AIM:
Check each line of the listing, and copy it if it contains the word "styles".

## START

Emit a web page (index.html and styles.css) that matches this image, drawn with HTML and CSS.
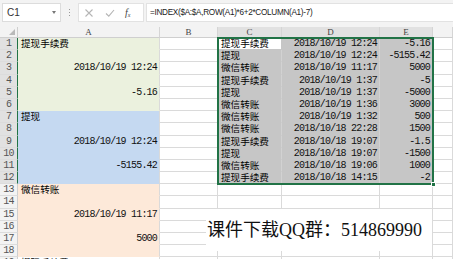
FILE: index.html
```html
<!DOCTYPE html>
<html lang="zh">
<head>
<meta charset="utf-8">
<link rel="stylesheet" href="styles.css">
</head>
<body>
<div class="app">
  <div class="toolbar">
    <div class="namebox"><span class="nb-text">C1</span><span class="nb-arrow"></span></div>
    <div class="grip"><i></i><i></i><i></i></div>
    <div class="fxbox">
      <svg class="ico" width="12" height="12" viewBox="0 0 12 12"><path d="M2.5 2.5 L9.5 9.5 M9.5 2.5 L2.5 9.5" stroke="#b5b5b5" stroke-width="1.1" fill="none"/></svg>
      <svg class="ico" width="12" height="12" viewBox="0 0 12 12"><path d="M2 6.5 L4.8 9.2 L10 3" stroke="#b5b5b5" stroke-width="1.1" fill="none"/></svg>
      <span class="fx">f<sub>x</sub></span>
    </div>
    <div class="formula">=INDEX($A:$A,ROW(A1)*6+2*COLUMN(A1)-7)</div>
  </div>
  <div class="sheet">
    <div class="grid">
      <div class="corner"><span class="tri"></span></div>
      <div class="ch">A</div><div class="ch">B</div><div class="ch hs">C</div><div class="ch hs">D</div><div class="ch hs">E</div><div class="ch"></div>

      <div class="rh hs">1</div><div class="c g zh">提现手续费</div><div class="c"></div><div class="c act zh">提现手续费</div><div class="c s r">2018/10/19 12:24</div><div class="c s r">-5.16</div><div class="c"></div>
      <div class="rh hs">2</div><div class="c g"></div><div class="c"></div><div class="c s zh">提现</div><div class="c s r">2018/10/19 12:24</div><div class="c s r">-5155.42</div><div class="c"></div>
      <div class="rh hs">3</div><div class="c g r">2018/10/19 12:24</div><div class="c"></div><div class="c s zh">微信转账</div><div class="c s r">2018/10/19 11:17</div><div class="c s r">5000</div><div class="c"></div>
      <div class="rh hs">4</div><div class="c g"></div><div class="c"></div><div class="c s zh">提现手续费</div><div class="c s r">2018/10/19 1:37</div><div class="c s r">-5</div><div class="c"></div>
      <div class="rh hs">5</div><div class="c g r">-5.16</div><div class="c"></div><div class="c s zh">提现</div><div class="c s r">2018/10/19 1:37</div><div class="c s r">-5000</div><div class="c"></div>
      <div class="rh hs">6</div><div class="c g"></div><div class="c"></div><div class="c s zh">微信转账</div><div class="c s r">2018/10/19 1:36</div><div class="c s r">3000</div><div class="c"></div>
      <div class="rh hs">7</div><div class="c b zh">提现</div><div class="c"></div><div class="c s zh">微信转账</div><div class="c s r">2018/10/19 1:32</div><div class="c s r">500</div><div class="c"></div>
      <div class="rh hs">8</div><div class="c b"></div><div class="c"></div><div class="c s zh">微信转账</div><div class="c s r">2018/10/18 22:28</div><div class="c s r">1500</div><div class="c"></div>
      <div class="rh hs">9</div><div class="c b r">2018/10/19 12:24</div><div class="c"></div><div class="c s zh">提现手续费</div><div class="c s r">2018/10/18 19:07</div><div class="c s r">-1.5</div><div class="c"></div>
      <div class="rh hs">10</div><div class="c b"></div><div class="c"></div><div class="c s zh">提现</div><div class="c s r">2018/10/18 19:07</div><div class="c s r">-1500</div><div class="c"></div>
      <div class="rh hs">11</div><div class="c b r">-5155.42</div><div class="c"></div><div class="c s zh">微信转账</div><div class="c s r">2018/10/18 19:06</div><div class="c s r">1000</div><div class="c"></div>
      <div class="rh hs">12</div><div class="c b"></div><div class="c"></div><div class="c s zh">提现手续费</div><div class="c s r">2018/10/18 14:15</div><div class="c s r">-2</div><div class="c"></div>
      <div class="rh">13</div><div class="c p zh">微信转账</div><div class="c"></div><div class="c"></div><div class="c"></div><div class="c"></div><div class="c"></div>
      <div class="rh">14</div><div class="c p"></div><div class="c"></div><div class="c"></div><div class="c"></div><div class="c"></div><div class="c"></div>
      <div class="rh">15</div><div class="c p r">2018/10/19 11:17</div><div class="c"></div><div class="c"></div><div class="c"></div><div class="c"></div><div class="c"></div>
      <div class="rh">16</div><div class="c p"></div><div class="c"></div><div class="c"></div><div class="c"></div><div class="c"></div><div class="c"></div>
      <div class="rh">17</div><div class="c p r">5000</div><div class="c"></div><div class="c"></div><div class="c"></div><div class="c"></div><div class="c"></div>
      <div class="rh">18</div><div class="c p"></div><div class="c"></div><div class="c"></div><div class="c"></div><div class="c"></div><div class="c"></div>
      <div class="rh">19</div><div class="c zh">提现手续费</div><div class="c"></div><div class="c"></div><div class="c"></div><div class="c"></div><div class="c"></div>
    </div>
    <div class="selection"><span class="handle"></span></div>
    <div class="textbox">课件下载QQ群：514869990</div>
  </div>
</div>
</body>
</html>
```
FILE: styles.css
```css
* { box-sizing: border-box; }
html, body { margin: 0; padding: 0; }
body { width: 453px; height: 259px; overflow: hidden; background: #fff; font-family: "Liberation Sans", Arial, sans-serif; }
.app { width: 453px; height: 259px; overflow: hidden; }

.toolbar { height: 27px; background: #f3f3f3; display: flex; align-items: flex-start; padding-top: 3px; }
.namebox { margin-left: 2px; width: 59px; height: 19px; background: #fff; border: 1px solid #dcdcdc; display: flex; align-items: center; justify-content: space-between; padding: 0 4px 0 4px; }
.nb-text { font-size: 10px; color: #333; }
.nb-arrow { width: 0; height: 0; border-left: 2.5px solid transparent; border-right: 2.5px solid transparent; border-top: 3px solid #777; }
.grip { width: 17px; height: 19px; display: flex; flex-direction: column; align-items: center; justify-content: center; gap: 2px; }
.grip i { width: 1px; height: 1px; background: #999; display: block; }
.fxbox { width: 66px; height: 19px; background: #fff; border: 1px solid #e2e2e2; display: flex; align-items: center; padding-left: 4px; gap: 9px; }
.ico { display: block; }
.fx { font-family: "Liberation Serif", serif; font-style: italic; font-size: 10px; color: #444; }
.fx sub { font-size: 6px; vertical-align: -1px; }
.formula { margin-left: 2px; flex: 1; height: 19px; background: #fff; border: 1px solid #e2e2e2; border-right: 0; font-size: 8.2px; letter-spacing: -0.3px; color: #222; line-height: 17px; padding-left: 3px; white-space: nowrap; }

.sheet { position: relative; }
.grid { display: grid; grid-template-columns: 18px 142px 58px 64px 98px 53px 20px; grid-template-rows: 11px; grid-auto-rows: 12.2px; }
.corner { background: #f3f3f3; border-right: 1px solid #cfcfcf; border-bottom: 1px solid #cfcfcf; position: relative; }
.tri { position: absolute; right: 2px; bottom: 2px; width: 0; height: 0; border-left: 6px solid transparent; border-bottom: 6px solid #b9b9b9; }
.ch { background: #f3f3f3; border-right: 1px solid #d5d5d5; border-bottom: 1px solid #cfcfcf; font-family: "Liberation Serif", serif; font-size: 9px; line-height: 10px; text-align: center; color: #444; }
.ch.hs { background: #e1e1e1; border-bottom: 1px solid #217346; }
.rh { background: #f3f3f3; border-right: 1px solid #cfcfcf; border-bottom: 1px solid #dcdcdc; font-family: "Liberation Mono", monospace; font-size: 10px; letter-spacing: -0.8px; line-height: 11px; text-align: center; color: #555; }
.rh.hs { background: #e1e1e1; border-right: 1px solid #217346; }

.c { border-right: 1px solid #dadada; border-bottom: 1px solid #dadada; font-family: "Liberation Mono", monospace; font-size: 10px; letter-spacing: -0.8px; line-height: 11px; color: #111; padding: 0 2px 0 3px; white-space: nowrap; }
.c.zh { font-family: "Noto Sans CJK SC", sans-serif; font-size: 9.6px; letter-spacing: 0; line-height: 11px; color: #000; }
.c.r { text-align: right; }
.c.g { background: #ebf1de; border-color: #ebf1de; border-right-color: #dadada; }
.c.b { background: #c5d9f1; border-color: #c5d9f1; border-right-color: #dadada; }
.c.p { background: #fde9d9; border-color: #fde9d9; border-right-color: #dadada; }
.c.s { background: #c6c6c6; border-bottom-color: #c6c6c6; border-right-color: #d2d2d2; }
.c.act { background: #fff; border-bottom-color: #c6c6c6; border-right-color: #c6c6c6; }

.selection { position: absolute; left: 217px; top: 10px; width: 217px; height: 148px; border: 2px solid #217346; pointer-events: none; }
.handle { position: absolute; right: -4px; bottom: -4px; width: 5px; height: 5px; background: #217346; border: 1px solid #fff; }

.textbox { position: absolute; left: 206px; top: 182px; width: 226px; height: 42px; background: #fff; font-family: "Liberation Serif", "Noto Sans CJK SC", serif; font-size: 18px; line-height: 42px; color: #111; padding-left: 1px; white-space: nowrap; }
```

## END

SOLUTION TO THIS EXERCISE:
Emit a web page (index.html and styles.css) that matches this image, drawn with HTML and CSS.
<link rel="stylesheet" href="styles.css">
FILE: styles.css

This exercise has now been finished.